The district court determined that the communications Manford received more
likely than not came from Young. And the district court found that Manford experienced
substantial emotional distress because of the communications. The district court further
found Manford did not fear for his safety. The district court, however, granted Manford's
petition and entered a protection from stalking order against Young. The order remains in
effect and would be subject to renewal for a year, as provided in K.S.A. 60-31a06(b).
Young has appealed. Manford has not filed a brief or otherwise responded to the appeal
in this court.

We apply a mixed standard of review and will uphold a district court's findings of
fact if they are supported by substantial competent evidence. We then ask whether those
facts warrant the district court's legal conclusions—determinations over which we
exercise unlimited review. See Gannon v. State, 298 Kan. 1107, 1175-76, 319 P.3d 1196
(2014) (mixed standard generally); Redondo v. Gomez, No. 109,642, 2014 WL 802268, at
*2 (Kan. App. 2014) (unpublished opinion) (review of order under Protection from
Stalking Act).

3

To obtain an order under the Act, the petitioner must prove "stalking" by
preponderance of the evidence. K.S.A. 60-31a05(a). In turn, "stalking" is defined as "an
intentional harassment of another person that places the other person in reasonable fear
for that person's safety." K.S.A. 60-31a02(a). Within that definition, "harassment" is also
a statutorily defined term, K.S.A. 60-31a02(b), that includes "course of conduct," yet a
third defined term, K.S.A. 60-31a02(c). For purposes of this appeal, we concentrate on
stalking and assume the evidence supported a course of conduct amounting to
harassment.

With that assumption, we look at whether the harassment Manford described
proved that he had been placed in reasonable fear for his safety, thereby establishing
"stalking" under the Act.

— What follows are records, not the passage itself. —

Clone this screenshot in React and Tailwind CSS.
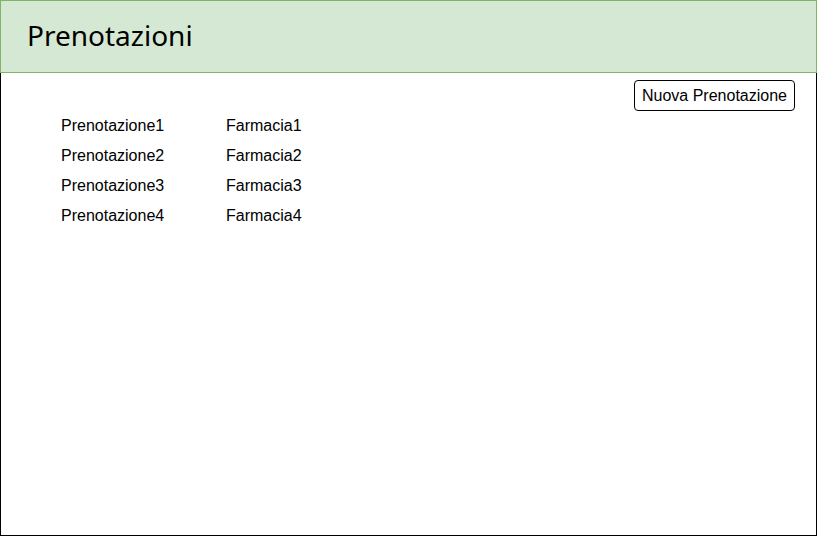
export default function App() {
  const rows = [1, 2, 3, 4];
  return (
    <div className="w-[817px] h-[536px] bg-white flex flex-col">
      <div className="h-[73px] border border-[#82b366] bg-[#d5e8d4] flex items-center pl-[26px] pb-[3px]">
        <span className="text-[28px] text-black" style={{ fontFamily: '"Noto Sans", sans-serif' }}>Prenotazioni</span>
      </div>
      <div className="flex-1 border-l border-r border-b border-black flex flex-col" style={{ fontFamily: '"Liberation Sans", Arial, sans-serif' }}>
        <div className="flex justify-end pt-[7px] pr-[21px]">
          <button className="w-[161px] h-[31px] border border-black rounded-[4px] text-[16px] text-black bg-white flex items-center justify-center">
            Nuova Prenotazione
          </button>
        </div>
        <div className="pl-[60px] flex flex-col">
          {rows.map((n) => (
            <div key={n} className="h-[30px] flex items-center text-[16px] text-black">
              <span className="w-[165px]">Prenotazione{n}</span>
              <span>Farmacia{n}</span>
            </div>
          ))}
        </div>
      </div>
    </div>
  );
}
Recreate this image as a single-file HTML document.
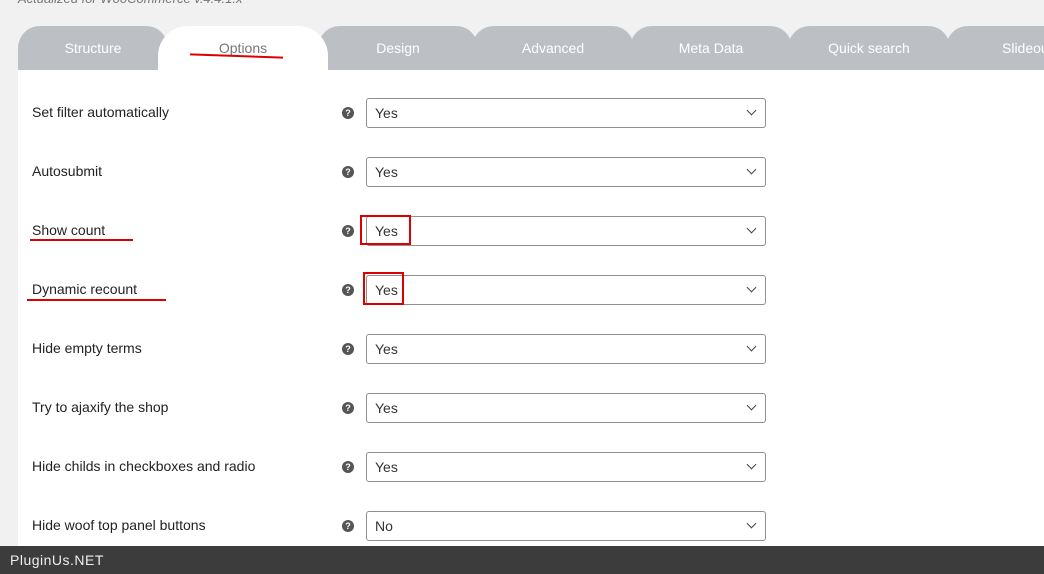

For that purpose, reasonable fear entails subjective and
objective components. That is, the petitioner must actually be fearful—the subjective
aspect—and the circumstances must be such that a reasonable person would likewise be
fearful—the objective component. And the fear must relate to the petitioner's safety. In
this context, "safety" refers to insulation from physical injury or harm. See Wentland v.
Uhlarik, 37 Kan. App. 2d 734, 741, 159 P.3d 1035 (2007). The Wentland court held that
"fear" for "personal safety" necessary to establish stalking under the Act requires the
petitioner be in "reasonable apprehension of bodily harm." 37 Kan. App. 2d at 741.

At the hearing, Manford testified clearly and unequivocally that he was not in fear
of his safety. As annoying and emotionally upsetting as he found the communications,
Manford did not believe he was in physical danger or faced any threat of bodily harm.
The district court made a factual finding that Manford was not beset with such fear.
Accordingly, the evidence failed to establish "stalking" as it has been defined in K.S.A.
60-31a02(a). The district court, therefore, lacked a sound legal foundation to grant the
petition and to enter an order against Young.

4

We reverse the district court, vacate the order entered against Young, and remand
for any further proceedings necessary to effectuate this decision.